Legislatura extraña con un Gobierno raro
Quedan 4 años misteriosos tanto por la manera de concebir el gobierno del presidente como por el estado de la oposición
Mariano Rajoy no hizo absolutamente nada para ser presidente. No buscó una mayoría, no intentó formar gobierno; no negoció ni envió a otros políticos populares a negociar en su nombre. Simplemente, renunció a su responsabilidad y reclamó a los demás que hicieran algo. Lo único que se puede esperar ahora es que Rajoy prosiga con sus políticas y que, si no consigue que se aprueben los Presupuestos, mire estupefacto a la Cámara y diga: “Pues, a ver qué hacen ustedes, porque sin presupuesto no se puede estar”. Lo que no cabe suponer es que Rajoy se vaya a comportar como un político antiguo y presente su dimisión a corto plazo. Para nada: pese a su aspecto convencional, es un político de nueva generación, en el sentido de inaudito.
Hay quienes creen que Mariano Rajoy ha dado una lección de astucia política. Otros, se temen que simplemente haya sentado un peligroso precedente al hacer desaparecer, de un plumazo, la obligación de un político de garantizar la gobernabilidad antes de acudir a una investidura. Parece que para él, las dos cosas forman una unidad, inseparable, cuando siempre había estado una, la investidura, subordinada a la otra, garantizar la gobernabilidad. Habrá que ver en el futuro cómo se puede digerir democráticamente esta novedad.
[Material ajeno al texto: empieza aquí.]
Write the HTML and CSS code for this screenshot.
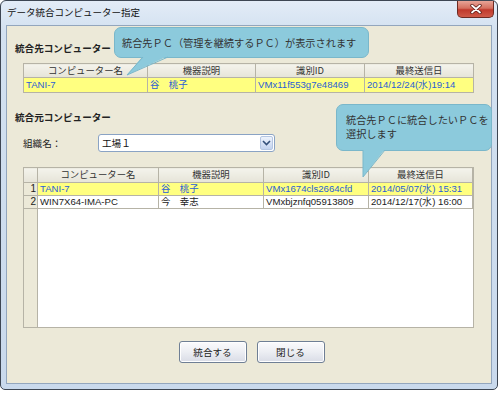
FILE: index.html
```
<!DOCTYPE html>
<html lang="ja">
<head>
<meta charset="utf-8">
<title>データ統合コンピューター指定</title>
<link rel="stylesheet" href="styles.css">
</head>
<body>
<div class="window">
  <div class="titlebar">
    <span class="title">データ統合コンピューター指定</span>
    <button class="close" type="button" aria-label="閉じる">
      <svg width="14" height="10" viewBox="0 0 14 10"><path d="M3 1.5 L11 8.5 M11 1.5 L3 8.5" stroke="#5a1a14" stroke-width="3.4" stroke-linecap="round"/><path d="M3 1.5 L11 8.5 M11 1.5 L3 8.5" stroke="#fff" stroke-width="1.8" stroke-linecap="round"/></svg>
    </button>
  </div>
  <div class="content">
    <div class="section-label first">統合先コンピューター</div>
    <table class="grid top">
      <colgroup><col class="c1"><col class="c2"><col class="c3"><col class="c4"></colgroup>
      <thead><tr><th>コンピューター名</th><th>機器説明</th><th>識別ID</th><th>最終送信日</th></tr></thead>
      <tbody><tr class="sel"><td class="lat">TANI-7</td><td>谷　桃子</td><td class="lat">VMx11f553g7e48469</td><td class="lat">2014/12/24(水)19:14</td></tr></tbody>
    </table>

    <div class="section-label second">統合元コンピューター</div>
    <div class="org-row">
      <span class="org-label">組織名：</span>
      <div class="combo">
        <span class="combo-text">工場１</span>
        <span class="combo-btn"><svg width="9" height="6" viewBox="0 0 9 6"><path d="M1 1 L4.5 4.5 L8 1" fill="none" stroke="#34507a" stroke-width="1.6"/></svg></span>
      </div>
    </div>

    <div class="list">
      <table class="grid bottom">
        <colgroup><col class="n"><col class="b1"><col class="b2"><col class="b3"><col class="b4"></colgroup>
        <thead><tr><th class="num"></th><th>コンピューター名</th><th>機器説明</th><th>識別ID</th><th>最終送信日</th></tr></thead>
        <tbody>
          <tr class="sel"><td class="num">1</td><td class="lat">TANI-7</td><td>谷　桃子</td><td class="lat">VMx1674cls2664cfd</td><td class="lat">2014/05/07(水) 15:31</td></tr>
          <tr><td class="num">2</td><td class="lat">WIN7X64-IMA-PC</td><td>今　幸志</td><td class="lat">VMxbjznfq05913809</td><td class="lat">2014/12/17(水) 16:00</td></tr>
        </tbody>
      </table>
    </div>

    <div class="buttons">
      <button class="btn" type="button">統合する</button>
      <button class="btn" type="button">閉じる</button>
    </div>
  </div>

  <div class="bubble b1">統合先ＰＣ（管理を継続するＰＣ）が表示されます</div>
  <svg class="tail t1" width="46" height="20" viewBox="0 0 46 20"><path d="M17 0 L42 0 L1 19 Z" fill="#8ccadc"/><path d="M17 1 L1 19 L42 1" fill="none" stroke="#7ab7ca" stroke-width="1"/></svg>
  <div class="bubble b2"><span class="line">統合先ＰＣに統合したいＰＣを</span><span class="line">選択します</span></div>
  <svg class="tail t2" width="26" height="30" viewBox="0 0 26 30"><path d="M1 0 L23 0 L1 28 Z" fill="#8ccadc"/><path d="M1 1 L1 28 L23 1" fill="none" stroke="#7ab7ca" stroke-width="1"/></svg>
</div>
</body>
</html>
```
FILE: styles.css
```
* { box-sizing: border-box; }
html, body { margin: 0; background: #fff; }
body {
  font-family: "Noto Sans CJK JP", "Liberation Sans", sans-serif;
  color: #222;
}
.window {
  position: relative;
  width: 498px;
  height: 390px;
  border: 1px solid #3d4653;
  border-radius: 6px 6px 5px 5px;
  background: linear-gradient(#e3ecf7 0, #d3e1f0 30px, #c9d9ec 100%);
  padding: 0 5px 5px 5px;
  display: flex;
  flex-direction: column;
}
.titlebar {
  height: 24px;
  display: flex;
  align-items: flex-start;
  justify-content: space-between;
  margin: 0 -2px 0 0;
}
.title {
  font-size: 9.5px;
  line-height: 1;
  margin-top: 7px;
  margin-left: 1px;
  color: #111;
}
.close {
  width: 37px;
  height: 17px;
  margin: 0;
  padding: 0;
  border: 1px solid #6d2a22;
  border-top: none;
  border-radius: 0 0 5px 5px;
  background: linear-gradient(#e8a497 0, #d5705f 45%, #c0392c 55%, #cf5a48 100%);
  display: flex;
  align-items: center;
  justify-content: center;
}
.content {
  flex: 1;
  border: 1px solid #93a6bd;
  background: #ece9d8;
  padding: 0 0 0 8px;
  display: flex;
  flex-direction: column;
}
.section-label {
  font-size: 9.6px;
  font-weight: bold;
  line-height: 14px;
  height: 14px;
  color: #222;
}
.section-label.first { margin-top: 15px; }
.section-label.second { margin-top: 17px; }
.grid {
  border-collapse: collapse;
  table-layout: fixed;
  font-size: 9.4px;
}
.grid th {
  background: linear-gradient(#f4f3ec, #e6e4d8);
  font-weight: normal;
  border: 1px solid #b6b3a6;
  color: #333;
  text-align: center;
  padding: 0;
  line-height: 1;
}
.grid td {
  border: 1px solid #b6b3a6;
  padding: 0 2px;
  line-height: 1;
  white-space: nowrap;
  overflow: hidden;
  color: #222;
}
.grid .lat { font-family: "Liberation Sans", sans-serif; font-size: 9.6px; }
.grid tr.sel td { background: #ffff80; color: #2a5ed6; }
.grid.top { margin: 8px 0 0 8px; width: 450px; }
.grid.top th { height: 14px; }
.grid.top td { height: 15px; }
.grid.top col.c1 { width: 124px; }
.grid.top col.c2 { width: 108px; }
.grid.top col.c3 { width: 109px; }
.grid.top col.c4 { width: 109px; }

.org-row {
  display: flex;
  align-items: center;
  margin: 10px 0 0 8px;
  height: 18px;
}
.org-label { font-size: 9.6px; width: 75px; color: #222; }
.combo {
  width: 177px;
  height: 18px;
  border: 1px solid #8aa3c4;
  border-radius: 3px;
  background: #fff;
  display: flex;
  align-items: center;
  justify-content: space-between;
  padding: 0 1px 0 3px;
}
.combo-text { font-size: 9.6px; color: #111; }
.combo-btn {
  width: 13px;
  height: 14px;
  border: 1px solid #b5c6e2;
  border-radius: 2px;
  background: linear-gradient(#eef3fc, #c3d3ef);
  display: flex;
  align-items: center;
  justify-content: center;
}
.list {
  margin: 15px 0 0 8px;
  width: 451px;
  height: 161px;
  border: 1px solid #b6b3a6;
  border-top: none;
  background: linear-gradient(to right, #ece9d8 0, #ece9d8 13px, #b6b3a6 13px, #b6b3a6 14px, #fff 14px);
}
.grid.bottom { width: 450px; margin: 0 0 0 -1px; }
.grid.bottom th { height: 15px; }
.grid.bottom td { height: 13px; }
.grid.bottom col.n { width: 14px; }
.grid.bottom col.b1 { width: 121px; }
.grid.bottom col.b2 { width: 105px; }
.grid.bottom col.b3 { width: 105px; }
.grid.bottom col.b4 { width: 105px; }
.grid td.num, .grid tr.sel td.num {
  background: #ece9d8;
  color: #222;
  text-align: right;
  padding: 0 1px 0 0;
  font-family: "Liberation Sans", sans-serif;
  font-size: 10px;
}
.buttons {
  display: flex;
  justify-content: center;
  gap: 10px;
  margin-top: 13px;
  padding-right: 3px;
}
.btn {
  width: 68px;
  height: 22px;
  border: 1px solid #6f7f95;
  border-radius: 3px;
  background: linear-gradient(#fbfbfd 0, #eceef3 50%, #d9dce6 100%);
  box-shadow: inset 0 0 0 1px #fff;
  font-family: "Noto Sans CJK JP", sans-serif;
  font-size: 9.6px;
  color: #222;
  padding: 0;
}
.bubble {
  position: absolute;
  background: #8ccadc;
  border: 1px solid #7ab7ca;
  border-radius: 7px;
  color: #333;
  font-size: 10.2px;
  line-height: 13px;
}
.b1 {
  left: 113px;
  top: 26px;
  width: 255px;
  height: 31px;
  padding: 8px 0 0 7px;
}
.b2 {
  left: 335px;
  top: 103px;
  width: 156px;
  height: 47px;
  padding: 8px 0 0 9px;
  display: flex;
  flex-direction: column;
  gap: 0;
}
.b2 .line { display: block; height: 14px; line-height: 14px; }
.tail { position: absolute; }
.t1 { left: 125px; top: 55px; }
.t2 { left: 361px; top: 148px; }
```
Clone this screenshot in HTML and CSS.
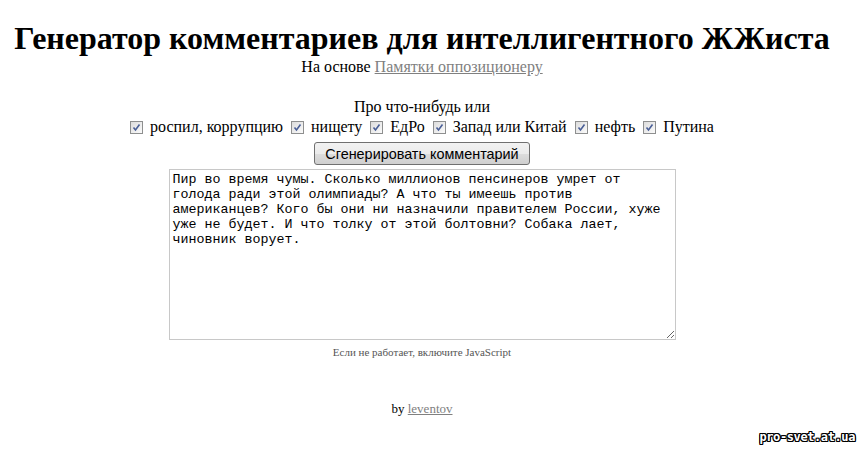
FILE: index.html
```html
<!DOCTYPE html>
<html lang="ru">
<head>
  <meta charset="UTF-8">
  <title>Генератор комментариев для интеллигентного ЖЖиста</title>
  <link rel="stylesheet" href="styles.css">
</head>
<body>
  <div class="page">
    <h1>Генератор комментариев для интеллигентного ЖЖиста</h1>
    <p class="subtitle">На основе <a href="#">Памятки оппозиционеру</a></p>

    <form class="generator">
      <div class="topics-title">Про что-нибудь или</div>
      <div class="topics">
        <label><input type="checkbox" checked> роспил, коррупцию</label>
        <label><input type="checkbox" checked> нищету</label>
        <label><input type="checkbox" checked> ЕдРо</label>
        <label><input type="checkbox" checked> Запад или Китай</label>
        <label><input type="checkbox" checked> нефть</label>
        <label><input type="checkbox" checked> Путина</label>
      </div>
      <button type="button" class="button">Сгенерировать комментарий</button>
      <textarea class="comment">Пир во время чумы. Сколько миллионов пенсинеров умрет от голода ради этой олимпиады? А что ты имеешь против американцев? Кого бы они ни назначили правителем России, хуже уже не будет. И что толку от этой болтовни? Собака лает, чиновник ворует.</textarea>
      <p class="note">Если не работает, включите JavaScript</p>
    </form>

    <p class="author">by <a href="#">leventov</a></p>
  </div>
  <div class="watermark">pro-svet.at.ua</div>
</body>
</html>
```

FILE: styles.css
```css
body {
  font-family: "Liberation Serif", "Times New Roman", serif;
  font-size: 16px;
  color: #000;
  background: #fff;
  margin: 0;
  padding-right: 17px;
}
a {
  color: #808080;
}
.page {
  text-align: center;
}
h1 {
  font-size: 32px;
  margin: 18px 0 0;
  line-height: 40px;
}
.subtitle {
  margin: 0;
  line-height: 18px;
}
.generator {
  margin-top: 21px;
  display: flex;
  flex-direction: column;
  align-items: center;
}
.topics-title {
  line-height: 20px;
}
.topics {
  display: flex;
  gap: 8px;
  line-height: 20px;
}
.topics label {
  display: flex;
  align-items: center;
  gap: 7px;
}
.topics input {
  appearance: none;
  -webkit-appearance: none;
  width: 13px;
  height: 13px;
  margin: 0;
  border: 1px solid #8e8f8f;
  background: url("data:image/svg+xml;utf8,<svg xmlns='http://www.w3.org/2000/svg' width='11' height='11'><path d='M2.5 5.5 L4.5 8 L8.5 2.5' fill='none' stroke='%234a5f97' stroke-width='1.6'/></svg>") center no-repeat, linear-gradient(135deg, #dcdcdc, #fbfbfb);
}
.button {
  margin-top: 5px;
  height: 23px;
  padding: 0 10px;
  font-family: "Liberation Sans", Tahoma, sans-serif;
  font-size: 14.4px;
  color: #000;
  border: 1px solid #707070;
  border-radius: 3px;
  background: linear-gradient(#f2f2f2 0%, #ebebeb 50%, #dddddd 51%, #cfcfcf 100%);
}
.comment {
  margin-top: 4px;
  width: 507px;
  height: 171px;
  box-sizing: border-box;
  padding: 2px 3px;
  border: 1px solid #c8c8c8;
  font-family: "Liberation Mono", "Courier New", monospace;
  font-size: 13.33px;
  line-height: 15px;
  color: #000;
  resize: both;
}
.note {
  margin: 6px 0 0;
  font-size: 11px;
  color: #555;
}
.author {
  margin: 43px 0 0;
  font-size: 13px;
}
.watermark {
  position: absolute;
  right: 6px;
  bottom: 5px;
  font-family: "DejaVu Sans Mono", monospace;
  font-weight: bold;
  font-size: 12px;
  letter-spacing: -0.4px;
  color: #fff;
  text-shadow: 1px 0 0 #000, -1px 0 0 #000, 0 1px 0 #000, 0 -1px 0 #000, 1px 1px 0 #000, -1px -1px 0 #000, 1px -1px 0 #000, -1px 1px 0 #000;
}
```
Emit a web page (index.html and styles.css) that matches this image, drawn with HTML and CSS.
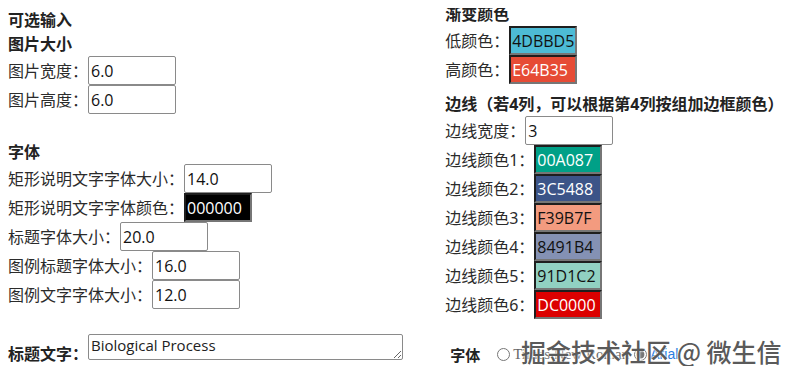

En cualquier caso, comienza una legislatura extraña, con un gobierno extraño, no por sus integrantes, los ministros, sino por su presidente y su manera de concebir la política y por el desastroso estado en el que se encuentra la oposición. Es posible que una legislatura que comienza esta semana casi anestesiada, absortos unos y otros en sus problemas internos, se termine convirtiendo en una etapa de polarización política extrema. Primero, porque Mariano Rajoy controla absolutamente al Partido Popular y no permitirá que prosperen las pocas voces que están alarmadas y que intentan aportar discretamente algo de racionalidad a una deriva política inquietante.
Segundo, porque el jefe de la oposición, que era Pedro Sánchez, fue depuesto de una manera extraña, mediante un procedimiento adulterado, por una mayoría del propio Comité Federal de su partido, que ahora se encuentra en un callejón de difícil salida: es prácticamente imposible que recupere un mínimo de credibilidad mientras no celebre nuevas primarias, pero no puede celebrarlas antes de asegurase de que Sánchez ha quedado fuera de la carretera. Para colmo, un sector presiona para impedir que el PSC participe en esa votación, lo que puede parecer más o menos argumentable orgánicamente, pero que, de paso, dejaría al PSOE sin discurso sobre Cataluña, justo en uno de los momentos más complicados del debate territorial.
Imposibilitados los socialistas para dar la réplica a Mariano Rajoy, Podemos reclama el protagonismo. Sin embargo, el grupo de Pablo Iglesias parece haber optado por una estrategia peligrosa: en lugar de convertirse en el portavoz de quienes se manifiestan en la calle y de convertir en política sus reivindicaciones, Iglesias parece más cómodo encabezando la manifestación. Siempre ha sido una peculiaridad española la idea de que los jueces se manifiesten a la puerta de los juzgados para expresar su repulsa por un asesinato; o que los miembros de los gobiernos autonómicos salgan a la puerta de su sede a expresar su malestar por algún suceso. Ahora ya solo falta que los políticos saquen el Congreso a la manifestación, en lugar de meter las reivindicaciones de los manifestantes en la cámara.
Lo único que parece indiscutible es que bastantes millones de personas, ciudadanas de este país, están cabreadas y que no se ha hecho gran cosa, por el momento, para que confíen en que el Congreso de los Diputados vaya a resolver sus conflictos. Hay algo peor aún: que en Estados Unidos los millones de cabreados decidan el próximo martes dar la presidencia a Donald Trump.